Al riguardo è interessante e forse ancor più arricchente il parere di Recalcati (2014) che afferma: “La domanda di padre che oggi attraversa il disagio della giovinezza non è una domanda di potere e di disciplina, ma di testimonianza… il padre che oggi viene invocato non può più essere il padre che ha l’ultima parola sulla vita e sulla morte, sul senso del bene e del male, ma solo un padre radicalmente umanizzato, vulnerabile, incapace di dire qual è il senso ultimo della vita ma capace di mostrare, attraverso la testimonianza della propria vita, che la vita può avere un senso.” Come diceva Franco Nembrini (2011) la vera richiesta è “che ci dimostri con la sua vita che valeva la pena venire al mondo.”
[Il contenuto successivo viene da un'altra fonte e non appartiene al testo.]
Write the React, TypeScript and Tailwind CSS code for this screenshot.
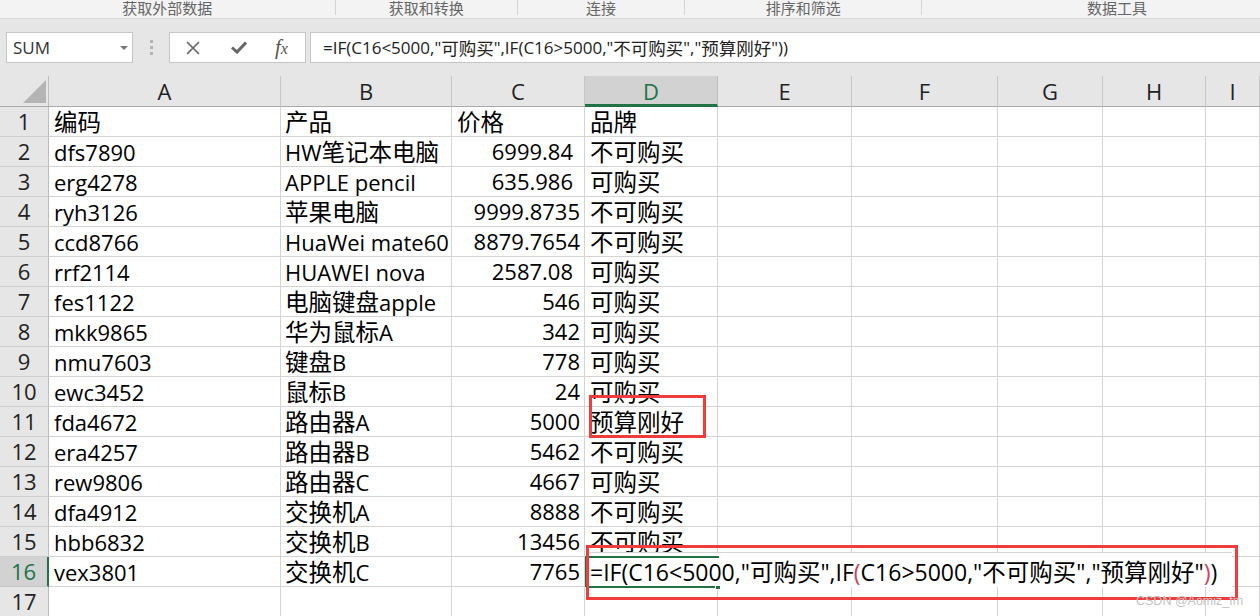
import React from "react";

const rows: string[][] = [
  ["编码", "产品", "价格", "品牌"],
  ["dfs7890", "HW笔记本电脑", "6999.84", "不可购买"],
  ["erg4278", "APPLE pencil", "635.986", "可购买"],
  ["ryh3126", "苹果电脑", "9999.8735", "不可购买"],
  ["ccd8766", "HuaWei mate60", "8879.7654", "不可购买"],
  ["rrf2114", "HUAWEI nova", "2587.08", "可购买"],
  ["fes1122", "电脑键盘apple", "546", "可购买"],
  ["mkk9865", "华为鼠标A", "342", "可购买"],
  ["nmu7603", "键盘B", "778", "可购买"],
  ["ewc3452", "鼠标B", "24", "可购买"],
  ["fda4672", "路由器A", "5000", "预算刚好"],
  ["era4257", "路由器B", "5462", "不可购买"],
  ["rew9806", "路由器C", "4667", "可购买"],
  ["dfa4912", "交换机A", "8888", "不可购买"],
  ["hbb6832", "交换机B", "13456", "不可购买"],
  ["vex3801", "交换机C", "7765", ""],
  ["", "", "", ""],
];

const wideNum = new Set([2, 3, 6]);

function T({ s, big }: { s: string; big?: boolean }) {
  const parts = s.split(/([\u4e00-\u9fff]+)/);
  return (
    <>
      {parts.map((p, i) =>
        /[\u4e00-\u9fff]/.test(p) ? (
          <span
            key={i}
            className={
              big
                ? "font-['Noto_Sans_CJK_SC',sans-serif] text-[23.5px] leading-none"
                : "font-['Noto_Sans_CJK_SC',sans-serif] text-[17.5px] leading-none"
            }
          >
            {p}
          </span>
        ) : (
          <span key={i} className="leading-none">
            {p}
          </span>
        )
      )}
    </>
  );
}

const cols = ["A", "B", "C", "D", "E", "F", "G", "H", "I"];

export default function App() {
  return (
    <div className="relative w-[1260px] h-[616px] overflow-hidden bg-white font-['Open_Sans','Noto_Sans_CJK_SC',sans-serif] text-black">
      {/* ribbon group labels */}
      <div className="flex h-[19px] bg-[#f3f3f3] border-b border-[#d6d6d6] text-[15px] leading-[16px] text-[#666] font-['Noto_Sans_CJK_SC',sans-serif]">
        <div className="w-[335px] text-center">获取外部数据</div>
        <div className="w-px h-[15px] bg-[#d4d4d4]" />
        <div className="w-[181px] text-center">获取和转换</div>
        <div className="w-px h-[15px] bg-[#d4d4d4]" />
        <div className="w-[167px] text-center">连接</div>
        <div className="w-px h-[15px] bg-[#d4d4d4]" />
        <div className="w-[236px] text-center">排序和筛选</div>
        <div className="w-px h-[15px] bg-[#d4d4d4]" />
        <div className="w-[338px] pl-[52px] text-center">数据工具</div>
      </div>

      {/* formula bar */}
      <div className="flex items-center h-[57px] bg-[#e6e6e6] pl-[6px]">
        <div className="relative flex items-center w-[127px] h-[31px] bg-white border border-[#c6c6c6] pl-[6px] text-[17px] text-[#333]">
          SUM
          <svg className="absolute left-[113px] top-[13px]" width="8" height="5" viewBox="0 0 8 5">
            <path d="M0 0 L8 0 L4 4 Z" fill="#777" />
          </svg>
        </div>
        <div className="flex flex-col gap-[3px] ml-[17px] mr-[16px]">
          <div className="w-[3px] h-[3px] bg-[#b4b4b4]" />
          <div className="w-[3px] h-[3px] bg-[#b4b4b4]" />
          <div className="w-[3px] h-[3px] bg-[#b4b4b4]" />
        </div>
        <div className="flex items-center w-[137px] h-[31px] bg-white border border-[#c6c6c6]">
          <svg className="ml-[16px]" width="14" height="14" viewBox="0 0 14 14">
            <path d="M1 1 L13 13 M13 1 L1 13" stroke="#666" strokeWidth="1.7" />
          </svg>
          <svg className="ml-[31px]" width="16" height="13" viewBox="0 0 16 13">
            <path d="M1 6.5 L6 11 L15 1.5" stroke="#666" strokeWidth="3" fill="none" />
          </svg>
          <span className="ml-[28px] font-['Liberation_Serif',serif] italic text-[21px] text-[#555] leading-none">
            f<span className="text-[16px]">x</span>
          </span>
        </div>
        <div className="flex items-center flex-1 h-[31px] ml-[4px] bg-white border border-[#c6c6c6] border-r-0 pl-[12px] text-[17px] text-[#222] whitespace-nowrap">
          <T s={'=IF(C16<5000,"可购买",IF(C16>5000,"不可购买","预算刚好"))'} />
        </div>
      </div>

      {/* sheet grid */}
      <div className="grid grid-cols-[49px_232px_171px_133px_133px_134px_146px_105px_103px_54px] text-[22px]">
        {/* header row */}
        <div className="relative h-[31px] bg-[#e6e6e6] border-r border-b border-r-[#bdbdbd] border-b-[#ababab]">
          <svg className="absolute left-[23px] top-[4px]" width="24" height="24" viewBox="0 0 24 24">
            <path d="M23 0 L23 23 L0 23 Z" fill="#b4b4b4" />
          </svg>
        </div>
        {cols.map((c) =>
          c === "D" ? (
            <div
              key={c}
              className="h-[31px] flex items-center justify-center bg-[#d2d2d2] border-r border-b-[3px] border-r-[#bdbdbd] border-b-[#217346] text-[#217346] pt-[3px]"
            >
              {c}
            </div>
          ) : (
            <div
              key={c}
              className="h-[31px] flex items-center justify-center bg-[#e6e6e6] border-r border-b border-r-[#c6c6c6] border-b-[#ababab] text-[#222]"
            >
              {c}
            </div>
          )
        )}

        {rows.map((r, i) => {
          const n = i + 1;
          const sel = n === 16;
          return (
            <React.Fragment key={n}>
              {sel ? (
                <div className="h-[30px] flex items-center justify-center bg-[#d2d2d2] border-r-2 border-b border-r-[#217346] border-b-[#c6c6c6] text-[#217346]">
                  {n}
                </div>
              ) : (
                <div className="h-[30px] flex items-center justify-center bg-[#e6e6e6] border-r border-b border-r-[#bdbdbd] border-b-[#cdcdcd] text-[#222]">
                  {n}
                </div>
              )}
              <div className="h-[30px] flex items-center pl-[5px] border-r border-b border-[#d4d4d4] whitespace-nowrap overflow-hidden">
                <T s={r[0]} big />
              </div>
              <div className="h-[30px] flex items-center pl-[4px] border-r border-b border-[#d4d4d4] whitespace-nowrap overflow-hidden">
                <T s={r[1]} big />
              </div>
              {n === 1 ? (
                <div className="h-[30px] flex items-center pl-[5px] border-r border-b border-[#d4d4d4] whitespace-nowrap overflow-hidden">
                  <T s={r[2]} big />
                </div>
              ) : wideNum.has(n) ? (
                <div className="h-[30px] flex items-center justify-end pr-[11px] border-r border-b border-[#d4d4d4] whitespace-nowrap overflow-hidden">
                  {r[2]}
                </div>
              ) : (
                <div className="h-[30px] flex items-center justify-end pr-[4px] border-r border-b border-[#d4d4d4] whitespace-nowrap overflow-hidden">
                  {r[2]}
                </div>
              )}
              <div className="h-[30px] flex items-center pl-[5px] border-r border-b border-[#d4d4d4] whitespace-nowrap overflow-hidden">
                <T s={r[3]} big />
              </div>
              <div className="h-[30px] border-r border-b border-[#d4d4d4]" />
              <div className="h-[30px] border-r border-b border-[#d4d4d4]" />
              <div className="h-[30px] border-r border-b border-[#d4d4d4]" />
              <div className="h-[30px] border-r border-b border-[#d4d4d4]" />
              <div className="h-[30px] border-r border-b border-[#d4d4d4]" />
            </React.Fragment>
          );
        })}
      </div>

      {/* in-cell edit box */}
      <div className="absolute left-[587px] top-[552px] w-[645px] h-[35px] bg-white border-t border-[#d4d4d4]">
        <div className="flex items-center h-[30px] mt-[4px] pl-[3px] text-[23px] whitespace-nowrap">
          <T s={'=IF(C16<5000,"可购买",IF'} big />
          <span className="text-[#d0405e] leading-none">(</span>
          <T s={'C16>5000,"不可购买","预算刚好"'} big />
          <span className="text-[#d0405e] leading-none">)</span>
          <span className="leading-none">)</span>
        </div>
      </div>

      {/* active cell green borders */}
      <div className="absolute left-[585px] top-[556px] w-[2px] h-[31px] bg-[#217346]" />
      <div className="absolute left-[587px] top-[556px] w-[132px] h-[2px] bg-[#217346]" />
      <div className="absolute left-[587px] top-[586px] w-[128px] h-[2px] bg-[#217346]" />
      <div className="absolute left-[715px] top-[585px] w-[6px] h-[5px] bg-[#217346] border border-white" />

      {/* red annotation boxes */}
      <div className="absolute left-[589px] top-[395px] w-[117px] h-[43px] border-[3px] border-[#f03c3c]" />
      <div className="absolute left-[586px] top-[545px] w-[652px] h-[55px] border-[3px] border-[#f03c3c]" />

      {/* watermark */}
      <div className="absolute left-[1136px] top-[594px] text-[12.5px] leading-[15px] text-[#c4c4c4] font-['Liberation_Sans',sans-serif]">
        CSDN @Aomiz_fm
      </div>
    </div>
  );
}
In questa “terrena di nessuno” rappresentata da questa fase di transizione da una mascolinità (e da una femminilità) ad un’altra, più partecipativa e consapevole, la cosa migliore è dunque forse adottare uno “stile creativo” che non rimanga incollato ai vecchi stereotipi maschili e paterni, ma che abbia costantemente il coraggio di riconoscere i propri vissuti più autentici, per rispondere nel modo più vero alle necessità della situazione.